Amateur Game Dev thread?

Amateur Game Dev thread?

I have a question: I'm a pretty competent programmer and want to develop the core combat system for my game.

Should I just code it in whatever language I'm comfortable with and then port it to some actual GM software whenever I complete it? Or do I need to start out with some studio software and get comfortable with it first?

If you actually were a """"competent programmer"""" you wouldn't have to ask this question, even less so on a fucking video games forum full of underachieving children with ADD.

Go back to the /vg/ general

This.

I looked under AGD but didn't find any threads, otherwise I would have posted there instead

How should I prove that I'm competent? My background is more of theoretical CS/Math but it takes fuck all knowledge to make a working combat system

>I'M A NODEV SO EVERYONE IS A NODEV
die in a fire

...

sorry, I'm an idiot

>How should I prove that I'm competent?
By going 10 minutes back in time and not making this thread.

thanks user

Either use C# or c++ for unity and in real respectively depending on your game. If it's 2d use gamemaker. Otherwise you're wasting your time

>in real
did you mean unreal?

Wait, what the fuck have you done? You haven't written a module in any language yet, and you want to know how you should build your entire game too? Wait for a proper game dev thread here, simplify and explain your shit, otherwise the boilerplate recommendations are:
>Cheap or prototyping 2D: GameMaker
>Middle: Java or Python, google it
>Proper 2D: Godot, SFML/SDL + C++14
>Simple yet inefficient 3D: Unity with C#
>Proper 3D: Unreal Engine with C++

>making games in java
Enjoy your memory hog

I've written baby modules in Java and Python years ago but most of the work I've done recently hasn't been game-related and is in C

>I'm a pretty competent programmer
>asking Cred Forums for advice
heh heh

Why is the "core combat system" so important that you'd write it in another language before anything else?
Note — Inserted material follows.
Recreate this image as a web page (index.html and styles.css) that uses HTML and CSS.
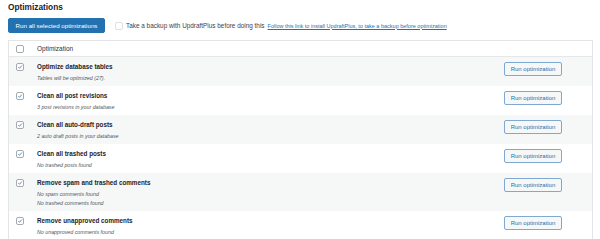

Especially when you yourself seem to understand that it's easy as piss to make according to Your whole post is so confusing and really, really not something an actually competent programmer would ever say.

Well, I'd write the first version in a language I know most of the nuances about. Its piss easy because I've written stubs for (uncompleted) games in other languages (Python and Java to be exact) several years before without any additional software besides an IDE and compiler

I'd worked on back-end systems and balls deep in assembly up until recently.

I'm asking so I know if I need to invest in/download some other software before just opening Visual Studio and getting to work

That depends entirely on what kind of game you want to make. And if you're planning on writing everything from scratch or actually use a pre-made engine or game maker.

There's no absolute solution, especially with no understanding of your situation and aspirations.

That's understandable

I know it can be done but shouldn't for big boy stuff, added it for completeness sake.
Regret adding it, it's an awkward tier between GM's cheap n cheerful usage and C++ with specific graphics library/OpenGL efficient but cumbersome development.
But literally the fuck are you doing? 2D? 3D? Simple or complex? Just say, no one will steal your game from a fucking pitch line since all the shit that makes it good is in your head.